What the task asks
Word for word, give the material below again, minus any images.

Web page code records
:::

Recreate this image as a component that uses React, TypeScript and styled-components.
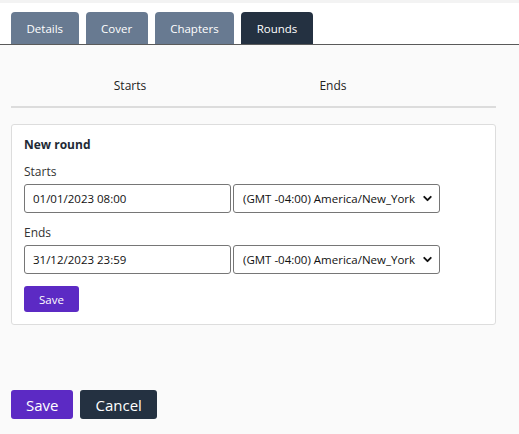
import styled, { createGlobalStyle } from "styled-components";
import { ChevronDown } from "lucide-react";

const GlobalStyle = createGlobalStyle`
  html, body {
    margin: 0;
    padding: 0;
    background: #fafafa;
    font-family: "Open Sans", "Noto Sans", sans-serif;
    color: #222;
  }
  * {
    box-sizing: border-box;
  }
`;

const Page = styled.div`
  width: 519px;
  height: 434px;
  display: flex;
  flex-direction: column;
  background: #fafafa;
`;

const TopStrip = styled.div`
  height: 3px;
  background: #f3f3f3;
`;

const TabBar = styled.div`
  display: flex;
  gap: 7px;
  padding: 9px 0 0 11px;
  background: #ffffff;
  border-bottom: 1px solid #5a5a5a;
`;

const Tab = styled.button<{ $active?: boolean }>`
  height: 32px;
  padding: 0 15.5px;
  border: none;
  border-radius: 4px 4px 0 0;
  background: ${(p) => (p.$active ? "#243141" : "#687a91")};
  color: #ffffff;
  font-family: inherit;
  font-size: 11.5px;
  cursor: pointer;
`;

const Content = styled.div`
  width: 485px;
  margin-left: 11px;
  display: flex;
  flex-direction: column;
`;

const TableHead = styled.div`
  display: grid;
  grid-template-columns: 238px 168px 1fr;
  padding: 33px 0 12px;
  border-bottom: 2px solid #dcdcdc;
  font-size: 12px;
  line-height: 16px;
`;

const HeadCell = styled.div`
  text-align: center;
`;

const Card = styled.div`
  margin-top: 16px;
  padding: 12px;
  background: #ffffff;
  border: 1px solid #dddddd;
  border-radius: 3px;
  display: flex;
  flex-direction: column;
  align-items: flex-start;
`;

const CardTitle = styled.div`
  font-size: 12px;
  font-weight: 700;
  line-height: 16px;
  color: #222a35;
  margin-bottom: 11px;
`;

const Label = styled.div`
  font-size: 12px;
  line-height: 16px;
  color: #333;
  margin-bottom: 4px;
`;

const FieldRow = styled.div`
  display: flex;
  gap: 2px;
  margin-bottom: 12px;
`;

const TextInput = styled.input`
  width: 207px;
  height: 29px;
  padding: 0 8px;
  border: 1px solid #767676;
  border-radius: 3px;
  font-family: inherit;
  font-size: 11.5px;
  color: #111;
  background: #fff;
  outline: none;
`;

const SelectWrap = styled.div`
  position: relative;
  width: 207px;
  height: 29px;
`;

const Select = styled.select`
  width: 100%;
  height: 100%;
  padding: 0 20px 0 9px;
  border: 1px solid #767676;
  border-radius: 3px;
  appearance: none;
  font-family: inherit;
  font-size: 11.5px;
  color: #111;
  background: #fff;
  outline: none;
`;

const Chevron = styled(ChevronDown)`
  position: absolute;
  right: 6px;
  top: 8px;
  pointer-events: none;
`;

const Button = styled.button<{ $variant?: "primary" | "dark"; $size?: "sm" | "md" }>`
  height: ${(p) => (p.$size === "sm" ? "26px" : "29px")};
  padding: 0 15px;
  border: none;
  border-radius: 3px;
  background: ${(p) => (p.$variant === "dark" ? "#243141" : "#5c2ac4")};
  color: #ffffff;
  font-family: inherit;
  font-size: ${(p) => (p.$size === "sm" ? "11.5px" : "15px")};
  cursor: pointer;
`;

const Actions = styled.div`
  display: flex;
  gap: 7px;
  margin-top: 65px;
`;

const timezone = "(GMT -04:00) America/New_York";

function App() {
  return (
    <>
      <GlobalStyle />
      <Page>
        <TopStrip />
        <TabBar>
          <Tab>Details</Tab>
          <Tab>Cover</Tab>
          <Tab>Chapters</Tab>
          <Tab $active>Rounds</Tab>
        </TabBar>
        <Content>
          <TableHead>
            <HeadCell>Starts</HeadCell>
            <HeadCell>Ends</HeadCell>
            <HeadCell />
          </TableHead>
          <Card>
            <CardTitle>New round</CardTitle>
            <Label>Starts</Label>
            <FieldRow>
              <TextInput defaultValue="01/01/2023 08:00" />
              <SelectWrap>
                <Select defaultValue={timezone}>
                  <option>{timezone}</option>
                </Select>
                <Chevron size={13} strokeWidth={3.5} color="#111" />
              </SelectWrap>
            </FieldRow>
            <Label>Ends</Label>
            <FieldRow>
              <TextInput defaultValue="31/12/2023 23:59" />
              <SelectWrap>
                <Select defaultValue={timezone}>
                  <option>{timezone}</option>
                </Select>
                <Chevron size={13} strokeWidth={3.5} color="#111" />
              </SelectWrap>
            </FieldRow>
            <Button $size="sm">Save</Button>
          </Card>
          <Actions>
            <Button>Save</Button>
            <Button $variant="dark">Cancel</Button>
          </Actions>
        </Content>
      </Page>
    </>
  );
}

export default App;
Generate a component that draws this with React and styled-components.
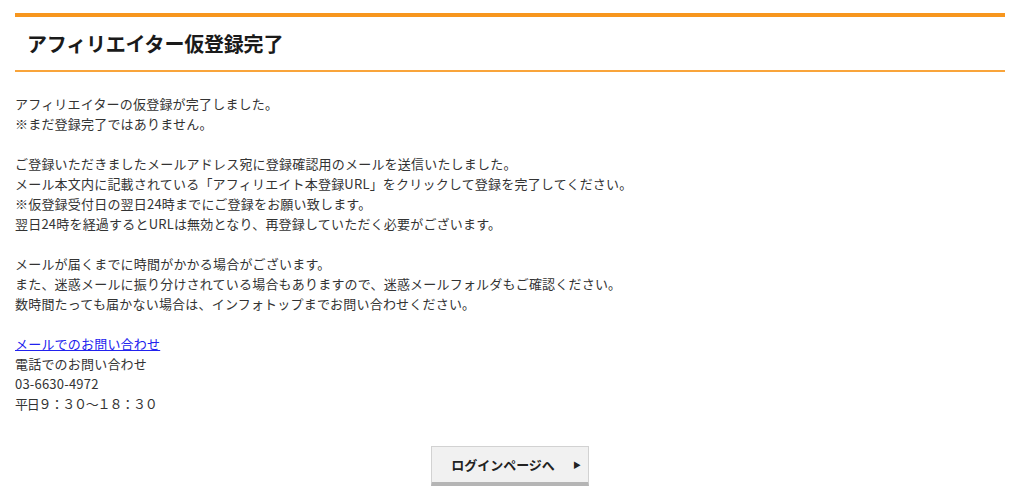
import React from 'react';
import styled, { createGlobalStyle } from 'styled-components';

const Global = createGlobalStyle`
  body {
    margin: 0;
    background: #fff;
    font-family: "Noto Sans CJK JP", "Noto Sans", sans-serif;
    color: #333;
  }
`;

const Page = styled.div`
  padding: 13px 19px 0 15px;
`;

const Heading = styled.h1`
  margin: 0;
  height: 53px;
  display: flex;
  align-items: center;
  padding: 0 12px;
  border-top: 4px solid #f7961e;
  border-bottom: 2px solid #f9a43a;
  font-size: 20px;
  font-weight: bold;
  color: #1a1a1a;
  letter-spacing: -0.2px;
`;

const Body = styled.div`
  padding-top: 22px;
  font-size: 13px;
  line-height: 20px;
  letter-spacing: 0.2px;
`;

const Para = styled.p`
  margin: 0 0 20px;
`;

const Link = styled.a`
  color: #2222ee;
  text-decoration: underline;
`;

const Hours = styled.span`
  letter-spacing: -1.2px;
`;

const Actions = styled.div`
  display: flex;
  justify-content: center;
  padding-top: 12px;
`;

const Button = styled.button`
  display: flex;
  align-items: center;
  justify-content: center;
  gap: 18px;
  width: 158px;
  height: 40px;
  padding: 0 0 0 12px;
  border: 1px solid #d2d2d2;
  border-bottom: 4px solid #b5b5b5;
  background: #f1f1f1;
  font-family: inherit;
  font-size: 13px;
  font-weight: bold;
  color: #222;
  cursor: pointer;
`;

const Arrow = styled.span`
  font-size: 8px;
  color: #222;
`;

export default () => {
  return (
    <Page>
      <Global />
      <Heading>アフィリエイター仮登録完了</Heading>
      <Body>
        <Para>
          アフィリエイターの仮登録が完了しました。
          <br />
          ※まだ登録完了ではありません。
        </Para>
        <Para>
          ご登録いただきましたメールアドレス宛に登録確認用のメールを送信いたしました。
          <br />
          メール本文内に記載されている「アフィリエイト本登録URL」をクリックして登録を完了してください。
          <br />
          ※仮登録受付日の翌日24時までにご登録をお願い致します。
          <br />
          翌日24時を経過するとURLは無効となり、再登録していただく必要がございます。
        </Para>
        <Para>
          メールが届くまでに時間がかかる場合がございます。
          <br />
          また、迷惑メールに振り分けされている場合もありますので、迷惑メールフォルダもご確認ください。
          <br />
          数時間たっても届かない場合は、インフォトップまでお問い合わせください。
        </Para>
        <Para>
          <Link href="#">メールでのお問い合わせ</Link>
          <br />
          電話でのお問い合わせ
          <br />
          03-6630-4972
          <br />
          <Hours>平日９：３０～１８：３０</Hours>
        </Para>
      </Body>
      <Actions>
        <Button type="button">
          ログインページへ
          <Arrow>▶</Arrow>
        </Button>
      </Actions>
    </Page>
  );
};
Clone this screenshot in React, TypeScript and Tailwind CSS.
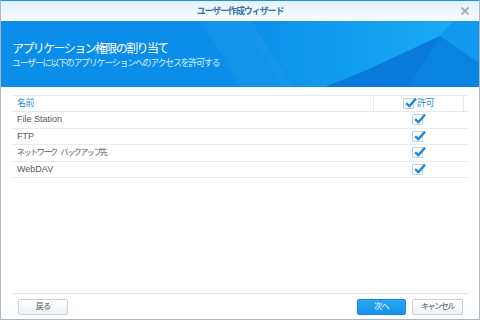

:::

Response to this task
Recreate this image as a component that uses React, TypeScript and styled-components.
import styled, { createGlobalStyle } from "styled-components";
import { ChevronDown } from "lucide-react";

const GlobalStyle = createGlobalStyle`
  html, body {
    margin: 0;
    padding: 0;
    background: #fafafa;
    font-family: "Open Sans", "Noto Sans", sans-serif;
    color: #222;
  }
  * {
    box-sizing: border-box;
  }
`;

const Page = styled.div`
  width: 519px;
  height: 434px;
  display: flex;
  flex-direction: column;
  background: #fafafa;
`;

const TopStrip = styled.div`
  height: 3px;
  background: #f3f3f3;
`;

const TabBar = styled.div`
  display: flex;
  gap: 7px;
  padding: 9px 0 0 11px;
  background: #ffffff;
  border-bottom: 1px solid #5a5a5a;
`;

const Tab = styled.button<{ $active?: boolean }>`
  height: 32px;
  padding: 0 15.5px;
  border: none;
  border-radius: 4px 4px 0 0;
  background: ${(p) => (p.$active ? "#243141" : "#687a91")};
  color: #ffffff;
  font-family: inherit;
  font-size: 11.5px;
  cursor: pointer;
`;

const Content = styled.div`
  width: 485px;
  margin-left: 11px;
  display: flex;
  flex-direction: column;
`;

const TableHead = styled.div`
  display: grid;
  grid-template-columns: 238px 168px 1fr;
  padding: 33px 0 12px;
  border-bottom: 2px solid #dcdcdc;
  font-size: 12px;
  line-height: 16px;
`;

const HeadCell = styled.div`
  text-align: center;
`;

const Card = styled.div`
  margin-top: 16px;
  padding: 12px;
  background: #ffffff;
  border: 1px solid #dddddd;
  border-radius: 3px;
  display: flex;
  flex-direction: column;
  align-items: flex-start;
`;

const CardTitle = styled.div`
  font-size: 12px;
  font-weight: 700;
  line-height: 16px;
  color: #222a35;
  margin-bottom: 11px;
`;

const Label = styled.div`
  font-size: 12px;
  line-height: 16px;
  color: #333;
  margin-bottom: 4px;
`;

const FieldRow = styled.div`
  display: flex;
  gap: 2px;
  margin-bottom: 12px;
`;

const TextInput = styled.input`
  width: 207px;
  height: 29px;
  padding: 0 8px;
  border: 1px solid #767676;
  border-radius: 3px;
  font-family: inherit;
  font-size: 11.5px;
  color: #111;
  background: #fff;
  outline: none;
`;

const SelectWrap = styled.div`
  position: relative;
  width: 207px;
  height: 29px;
`;

const Select = styled.select`
  width: 100%;
  height: 100%;
  padding: 0 20px 0 9px;
  border: 1px solid #767676;
  border-radius: 3px;
  appearance: none;
  font-family: inherit;
  font-size: 11.5px;
  color: #111;
  background: #fff;
  outline: none;
`;

const Chevron = styled(ChevronDown)`
  position: absolute;
  right: 6px;
  top: 8px;
  pointer-events: none;
`;

const Button = styled.button<{ $variant?: "primary" | "dark"; $size?: "sm" | "md" }>`
  height: ${(p) => (p.$size === "sm" ? "26px" : "29px")};
  padding: 0 15px;
  border: none;
  border-radius: 3px;
  background: ${(p) => (p.$variant === "dark" ? "#243141" : "#5c2ac4")};
  color: #ffffff;
  font-family: inherit;
  font-size: ${(p) => (p.$size === "sm" ? "11.5px" : "15px")};
  cursor: pointer;
`;

const Actions = styled.div`
  display: flex;
  gap: 7px;
  margin-top: 65px;
`;

const timezone = "(GMT -04:00) America/New_York";

function App() {
  return (
    <>
      <GlobalStyle />
      <Page>
        <TopStrip />
        <TabBar>
          <Tab>Details</Tab>
          <Tab>Cover</Tab>
          <Tab>Chapters</Tab>
          <Tab $active>Rounds</Tab>
        </TabBar>
        <Content>
          <TableHead>
            <HeadCell>Starts</HeadCell>
            <HeadCell>Ends</HeadCell>
            <HeadCell />
          </TableHead>
          <Card>
            <CardTitle>New round</CardTitle>
            <Label>Starts</Label>
            <FieldRow>
              <TextInput defaultValue="01/01/2023 08:00" />
              <SelectWrap>
                <Select defaultValue={timezone}>
                  <option>{timezone}</option>
                </Select>
                <Chevron size={13} strokeWidth={3.5} color="#111" />
              </SelectWrap>
            </FieldRow>
            <Label>Ends</Label>
            <FieldRow>
              <TextInput defaultValue="31/12/2023 23:59" />
              <SelectWrap>
                <Select defaultValue={timezone}>
                  <option>{timezone}</option>
                </Select>
                <Chevron size={13} strokeWidth={3.5} color="#111" />
              </SelectWrap>
            </FieldRow>
            <Button $size="sm">Save</Button>
          </Card>
          <Actions>
            <Button>Save</Button>
            <Button $variant="dark">Cancel</Button>
          </Actions>
        </Content>
      </Page>
    </>
  );
}

export default App;
Generate a component that draws this with React and styled-components.
import React from 'react';
import styled, { createGlobalStyle } from 'styled-components';

const Global = createGlobalStyle`
  body {
    margin: 0;
    background: #fff;
    font-family: "Noto Sans CJK JP", "Noto Sans", sans-serif;
    color: #333;
  }
`;

const Page = styled.div`
  padding: 13px 19px 0 15px;
`;

const Heading = styled.h1`
  margin: 0;
  height: 53px;
  display: flex;
  align-items: center;
  padding: 0 12px;
  border-top: 4px solid #f7961e;
  border-bottom: 2px solid #f9a43a;
  font-size: 20px;
  font-weight: bold;
  color: #1a1a1a;
  letter-spacing: -0.2px;
`;

const Body = styled.div`
  padding-top: 22px;
  font-size: 13px;
  line-height: 20px;
  letter-spacing: 0.2px;
`;

const Para = styled.p`
  margin: 0 0 20px;
`;

const Link = styled.a`
  color: #2222ee;
  text-decoration: underline;
`;

const Hours = styled.span`
  letter-spacing: -1.2px;
`;

const Actions = styled.div`
  display: flex;
  justify-content: center;
  padding-top: 12px;
`;

const Button = styled.button`
  display: flex;
  align-items: center;
  justify-content: center;
  gap: 18px;
  width: 158px;
  height: 40px;
  padding: 0 0 0 12px;
  border: 1px solid #d2d2d2;
  border-bottom: 4px solid #b5b5b5;
  background: #f1f1f1;
  font-family: inherit;
  font-size: 13px;
  font-weight: bold;
  color: #222;
  cursor: pointer;
`;

const Arrow = styled.span`
  font-size: 8px;
  color: #222;
`;

export default () => {
  return (
    <Page>
      <Global />
      <Heading>アフィリエイター仮登録完了</Heading>
      <Body>
        <Para>
          アフィリエイターの仮登録が完了しました。
          <br />
          ※まだ登録完了ではありません。
        </Para>
        <Para>
          ご登録いただきましたメールアドレス宛に登録確認用のメールを送信いたしました。
          <br />
          メール本文内に記載されている「アフィリエイト本登録URL」をクリックして登録を完了してください。
          <br />
          ※仮登録受付日の翌日24時までにご登録をお願い致します。
          <br />
          翌日24時を経過するとURLは無効となり、再登録していただく必要がございます。
        </Para>
        <Para>
          メールが届くまでに時間がかかる場合がございます。
          <br />
          また、迷惑メールに振り分けされている場合もありますので、迷惑メールフォルダもご確認ください。
          <br />
          数時間たっても届かない場合は、インフォトップまでお問い合わせください。
        </Para>
        <Para>
          <Link href="#">メールでのお問い合わせ</Link>
          <br />
          電話でのお問い合わせ
          <br />
          03-6630-4972
          <br />
          <Hours>平日９：３０～１８：３０</Hours>
        </Para>
      </Body>
      <Actions>
        <Button type="button">
          ログインページへ
          <Arrow>▶</Arrow>
        </Button>
      </Actions>
    </Page>
  );
};
Clone this screenshot in React, TypeScript and Tailwind CSS.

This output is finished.